Aim.
Skip all pictures, then print the remaining material exactly.

-- Begin --

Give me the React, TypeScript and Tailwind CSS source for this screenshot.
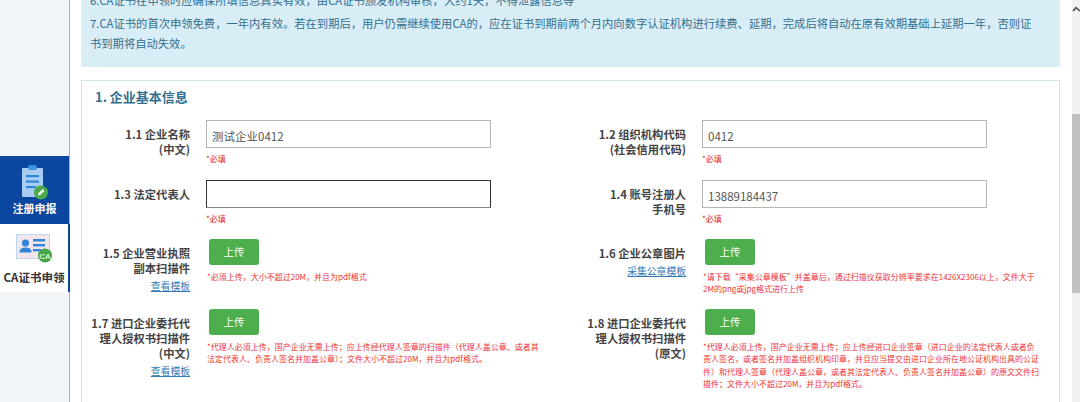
import React from "react";

const font = { fontFamily: '"Noto Sans CJK SC", "Noto Sans", sans-serif' };

function Label({ lines, link, top }: { lines: string[]; link?: string; top: string }) {
  return (
    <div className={`w-[100px] shrink-0 text-right text-[11.3px] leading-[15px] font-bold text-[#444] ${top}`}>
      {lines.map((l) => (
        <div key={l} className="whitespace-nowrap">{l}</div>
      ))}
      {link && <div className="mt-[3px] font-normal text-[9.8px] leading-[15px] text-[#337ab7] underline whitespace-nowrap">{link}</div>}
    </div>
  );
}

function TextField({ lines, value, focus }: { lines: string[]; value: string; focus?: boolean }) {
  return (
    <div className="flex gap-[16px] h-[60px]">
      <Label lines={lines} top="pt-[8px]" />
      <div>
        <div
          className={`mt-[1px] w-[285px] h-[28px] border pl-[5px] pt-[5px] text-[11.5px] leading-[20px] text-[#555] ${
            focus ? "border-[#333] border-b-[#888]" : "border-[#b5b5b5]"
          }`}
        >
          {value}
        </div>
        <div className="text-[8px] leading-[12px] mt-[5px] text-[#e81c1c]">*必填</div>
      </div>
    </div>
  );
}

function Upload({ lines, link, note, h }: { lines: string[]; link?: string; note: string; h: string }) {
  return (
    <div className={`flex gap-[16px] ${h}`}>
      <Label lines={lines} link={link} top="pt-[7px]" />
      <div>
        <div className="ml-[3px] w-[50px] h-[26px] rounded-[3px] bg-[#4cae4c] text-white text-[10.5px] leading-[25px] text-center">上传</div>
        <div className="mt-[6px] ml-[1px] w-[338px] text-[8px] leading-[12.4px] text-[#ee3333]">{note}</div>
      </div>
    </div>
  );
}

function ClipIcon() {
  return (
    <svg width="27" height="35" viewBox="0 0 27 35" className="block">
      <rect x="0" y="3" width="21" height="29" rx="1" fill="#a9cdf2" />
      <rect x="6" y="0" width="9" height="5" rx="2.5" fill="#3f93e0" />
      <rect x="4" y="10" width="13" height="2.2" fill="#2f86d9" />
      <rect x="4" y="15.5" width="13" height="2.2" fill="#2f86d9" />
      <rect x="4" y="21" width="10" height="2.2" fill="#2f86d9" />
      <circle cx="19" cy="27.5" r="7" fill="#4bab4b" />
      <path d="M16 30.5l.6-2.4 4-4 1.8 1.8-4 4z" fill="#fff" />
    </svg>
  );
}

function CaIcon() {
  return (
    <svg width="37" height="29" viewBox="0 0 37 29" className="block">
      <rect x="0.5" y="0.5" width="33" height="24" fill="#f2e6ec" stroke="#bcd8f3" />
      <circle cx="9.5" cy="9" r="3.6" fill="#2f86d9" />
      <path d="M3.5 18.5c0-3.6 2.6-4.9 6-4.9s6 1.3 6 4.9z" fill="#2f86d9" />
      <rect x="17" y="5" width="12" height="2.4" fill="#2f86d9" />
      <rect x="17" y="10" width="12" height="2.4" fill="#2f86d9" />
      <rect x="17" y="15" width="8" height="2.4" fill="#2f86d9" />
      <circle cx="29" cy="21.5" r="7" fill="#43a647" />
      <text x="29" y="24.5" textAnchor="middle" fontSize="8" fontWeight="700" fill="#d8f0d8" fontFamily="Liberation Sans, sans-serif">CA</text>
    </svg>
  );
}

export default function App() {
  return (
    <div className="flex h-[402px] w-[1080px] overflow-hidden bg-white" style={font}>
      <aside className="w-[70px] shrink-0 bg-[#f1f4f8] border-r-[1px] border-r-[#7cbcec] flex flex-col pt-[156px]">
        <div className="w-[69px] h-[68px] bg-[#0b479f] flex flex-col items-center pt-[9px] text-white">
          <div className="ml-[1px]"><ClipIcon /></div>
          <div className="text-[11px] leading-[14px] font-bold mt-[1px]">注册申报</div>
        </div>
        <div className="w-[70px] h-[68px] bg-white border-r-2 border-r-[#0b479f] flex flex-col items-center pt-[10px]">
          <div className="ml-[1px]"><CaIcon /></div>
          <div className="text-[11.5px] leading-[14px] font-bold text-[#333] mt-[7px] whitespace-nowrap">CA证书申领</div>
        </div>
      </aside>

      <main className="w-[1002px] pl-[11px] flex flex-col overflow-hidden">
        <div className="-mt-[10px] w-[979px] h-[77px] bg-[#d9edf7] pl-[9px] pr-[20px] text-[11.3px] leading-[20px] text-[#31708f] shrink-0">
          <div className="mb-[3px] whitespace-nowrap">6.CA证书在申领时应确保所填信息真实有效，由CA证书颁发机构审核，大约1天，不得泄露信息等</div>
          <div>7.CA证书的首次申领免费，一年内有效。若在到期后，用户仍需继续使用CA的，应在证书到期前两个月内向数字认证机构进行续费、延期，完成后将自动在原有效期基础上延期一年，否则证书到期将自动失效。</div>
        </div>

        <section className="mt-[13px] w-[979px] border border-[#cfe6ee] border-b-0 pl-[8px] flex-1">
          <h2 className="ml-[5px] text-[13px] leading-[18px] font-bold text-[#31708f] mt-[7px]">1. 企业基本信息</h2>
          <div className="grid grid-cols-[496px_1fr] mt-[13px]">
            <TextField lines={["1.1 企业名称", "(中文)"]} value="测试企业0412" />
            <TextField lines={["1.2 组织机构代码", "(社会信用代码)"]} value="0412" />
            <TextField lines={["1.3 法定代表人"]} value="" focus />
            <TextField lines={["1.4 账号注册人", "手机号"]} value="13889184437" />
            <Upload
              h="h-[70px]"
              lines={["1.5 企业营业执照", "副本扫描件"]}
              link="查看模板"
              note="*必须上传，大小不超过20M，并且为pdf格式"
            />
            <Upload
              h="h-[70px]"
              lines={["1.6 企业公章图片"]}
              link="采集公章模板"
              note="*请下载“采集公章模板”并盖章后，通过扫描仪获取分辨率要求在1426X2306以上，文件大于2M的png或jpg格式进行上传"
            />
            <Upload
              h="h-[90px]"
              lines={["1.7 进口企业委托代", "理人授权书扫描件", "(中文)"]}
              link="查看模板"
              note="*代理人必须上传，国产企业无需上传；应上传经代理人签章的扫描件（代理人盖公章、或者其法定代表人、负责人签名并加盖公章）；文件大小不超过20M，并且为pdf格式。"
            />
            <Upload
              h="h-[90px]"
              lines={["1.8 进口企业委托代", "理人授权书扫描件", "(原文)"]}
              note="*代理人必须上传，国产企业无需上传；应上传经进口企业签章（进口企业的法定代表人或者负责人签名，或者签名并加盖组织机构印章，并且应当提交由进口企业所在地公证机构出具的公证件）和代理人签章（代理人盖公章，或者其法定代表人、负责人签名并加盖公章）的原文文件扫描件；文件大小不超过20M，并且为pdf格式。"
            />
          </div>
        </section>
      </main>

      <div className="w-[8px] shrink-0 bg-[#f1f1f1] pt-[6px]">
        <svg width="8" height="6" viewBox="0 0 8 6" className="block">
          <path d="M1 5l3-3.4L8 5" fill="none" stroke="#505050" strokeWidth="1.6" />
        </svg>
        <div className="mt-[102px] h-[179px] bg-[#c1c1c1]" />
      </div>
    </div>
  );
}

-- End --

Reply to the task.
Give me the React, TypeScript and Tailwind CSS source for this screenshot.
import React from "react";

const font = { fontFamily: '"Noto Sans CJK SC", "Noto Sans", sans-serif' };

function Label({ lines, link, top }: { lines: string[]; link?: string; top: string }) {
  return (
    <div className={`w-[100px] shrink-0 text-right text-[11.3px] leading-[15px] font-bold text-[#444] ${top}`}>
      {lines.map((l) => (
        <div key={l} className="whitespace-nowrap">{l}</div>
      ))}
      {link && <div className="mt-[3px] font-normal text-[9.8px] leading-[15px] text-[#337ab7] underline whitespace-nowrap">{link}</div>}
    </div>
  );
}

function TextField({ lines, value, focus }: { lines: string[]; value: string; focus?: boolean }) {
  return (
    <div className="flex gap-[16px] h-[60px]">
      <Label lines={lines} top="pt-[8px]" />
      <div>
        <div
          className={`mt-[1px] w-[285px] h-[28px] border pl-[5px] pt-[5px] text-[11.5px] leading-[20px] text-[#555] ${
            focus ? "border-[#333] border-b-[#888]" : "border-[#b5b5b5]"
          }`}
        >
          {value}
        </div>
        <div className="text-[8px] leading-[12px] mt-[5px] text-[#e81c1c]">*必填</div>
      </div>
    </div>
  );
}

function Upload({ lines, link, note, h }: { lines: string[]; link?: string; note: string; h: string }) {
  return (
    <div className={`flex gap-[16px] ${h}`}>
      <Label lines={lines} link={link} top="pt-[7px]" />
      <div>
        <div className="ml-[3px] w-[50px] h-[26px] rounded-[3px] bg-[#4cae4c] text-white text-[10.5px] leading-[25px] text-center">上传</div>
        <div className="mt-[6px] ml-[1px] w-[338px] text-[8px] leading-[12.4px] text-[#ee3333]">{note}</div>
      </div>
    </div>
  );
}

function ClipIcon() {
  return (
    <svg width="27" height="35" viewBox="0 0 27 35" className="block">
      <rect x="0" y="3" width="21" height="29" rx="1" fill="#a9cdf2" />
      <rect x="6" y="0" width="9" height="5" rx="2.5" fill="#3f93e0" />
      <rect x="4" y="10" width="13" height="2.2" fill="#2f86d9" />
      <rect x="4" y="15.5" width="13" height="2.2" fill="#2f86d9" />
      <rect x="4" y="21" width="10" height="2.2" fill="#2f86d9" />
      <circle cx="19" cy="27.5" r="7" fill="#4bab4b" />
      <path d="M16 30.5l.6-2.4 4-4 1.8 1.8-4 4z" fill="#fff" />
    </svg>
  );
}

function CaIcon() {
  return (
    <svg width="37" height="29" viewBox="0 0 37 29" className="block">
      <rect x="0.5" y="0.5" width="33" height="24" fill="#f2e6ec" stroke="#bcd8f3" />
      <circle cx="9.5" cy="9" r="3.6" fill="#2f86d9" />
      <path d="M3.5 18.5c0-3.6 2.6-4.9 6-4.9s6 1.3 6 4.9z" fill="#2f86d9" />
      <rect x="17" y="5" width="12" height="2.4" fill="#2f86d9" />
      <rect x="17" y="10" width="12" height="2.4" fill="#2f86d9" />
      <rect x="17" y="15" width="8" height="2.4" fill="#2f86d9" />
      <circle cx="29" cy="21.5" r="7" fill="#43a647" />
      <text x="29" y="24.5" textAnchor="middle" fontSize="8" fontWeight="700" fill="#d8f0d8" fontFamily="Liberation Sans, sans-serif">CA</text>
    </svg>
  );
}

export default function App() {
  return (
    <div className="flex h-[402px] w-[1080px] overflow-hidden bg-white" style={font}>
      <aside className="w-[70px] shrink-0 bg-[#f1f4f8] border-r-[1px] border-r-[#7cbcec] flex flex-col pt-[156px]">
        <div className="w-[69px] h-[68px] bg-[#0b479f] flex flex-col items-center pt-[9px] text-white">
          <div className="ml-[1px]"><ClipIcon /></div>
          <div className="text-[11px] leading-[14px] font-bold mt-[1px]">注册申报</div>
        </div>
        <div className="w-[70px] h-[68px] bg-white border-r-2 border-r-[#0b479f] flex flex-col items-center pt-[10px]">
          <div className="ml-[1px]"><CaIcon /></div>
          <div className="text-[11.5px] leading-[14px] font-bold text-[#333] mt-[7px] whitespace-nowrap">CA证书申领</div>
        </div>
      </aside>

      <main className="w-[1002px] pl-[11px] flex flex-col overflow-hidden">
        <div className="-mt-[10px] w-[979px] h-[77px] bg-[#d9edf7] pl-[9px] pr-[20px] text-[11.3px] leading-[20px] text-[#31708f] shrink-0">
          <div className="mb-[3px] whitespace-nowrap">6.CA证书在申领时应确保所填信息真实有效，由CA证书颁发机构审核，大约1天，不得泄露信息等</div>
          <div>7.CA证书的首次申领免费，一年内有效。若在到期后，用户仍需继续使用CA的，应在证书到期前两个月内向数字认证机构进行续费、延期，完成后将自动在原有效期基础上延期一年，否则证书到期将自动失效。</div>
        </div>

        <section className="mt-[13px] w-[979px] border border-[#cfe6ee] border-b-0 pl-[8px] flex-1">
          <h2 className="ml-[5px] text-[13px] leading-[18px] font-bold text-[#31708f] mt-[7px]">1. 企业基本信息</h2>
          <div className="grid grid-cols-[496px_1fr] mt-[13px]">
            <TextField lines={["1.1 企业名称", "(中文)"]} value="测试企业0412" />
            <TextField lines={["1.2 组织机构代码", "(社会信用代码)"]} value="0412" />
            <TextField lines={["1.3 法定代表人"]} value="" focus />
            <TextField lines={["1.4 账号注册人", "手机号"]} value="13889184437" />
            <Upload
              h="h-[70px]"
              lines={["1.5 企业营业执照", "副本扫描件"]}
              link="查看模板"
              note="*必须上传，大小不超过20M，并且为pdf格式"
            />
            <Upload
              h="h-[70px]"
              lines={["1.6 企业公章图片"]}
              link="采集公章模板"
              note="*请下载“采集公章模板”并盖章后，通过扫描仪获取分辨率要求在1426X2306以上，文件大于2M的png或jpg格式进行上传"
            />
            <Upload
              h="h-[90px]"
              lines={["1.7 进口企业委托代", "理人授权书扫描件", "(中文)"]}
              link="查看模板"
              note="*代理人必须上传，国产企业无需上传；应上传经代理人签章的扫描件（代理人盖公章、或者其法定代表人、负责人签名并加盖公章）；文件大小不超过20M，并且为pdf格式。"
            />
            <Upload
              h="h-[90px]"
              lines={["1.8 进口企业委托代", "理人授权书扫描件", "(原文)"]}
              note="*代理人必须上传，国产企业无需上传；应上传经进口企业签章（进口企业的法定代表人或者负责人签名，或者签名并加盖组织机构印章，并且应当提交由进口企业所在地公证机构出具的公证件）和代理人签章（代理人盖公章，或者其法定代表人、负责人签名并加盖公章）的原文文件扫描件；文件大小不超过20M，并且为pdf格式。"
            />
          </div>
        </section>
      </main>

      <div className="w-[8px] shrink-0 bg-[#f1f1f1] pt-[6px]">
        <svg width="8" height="6" viewBox="0 0 8 6" className="block">
          <path d="M1 5l3-3.4L8 5" fill="none" stroke="#505050" strokeWidth="1.6" />
        </svg>
        <div className="mt-[102px] h-[179px] bg-[#c1c1c1]" />
      </div>
    </div>
  );
}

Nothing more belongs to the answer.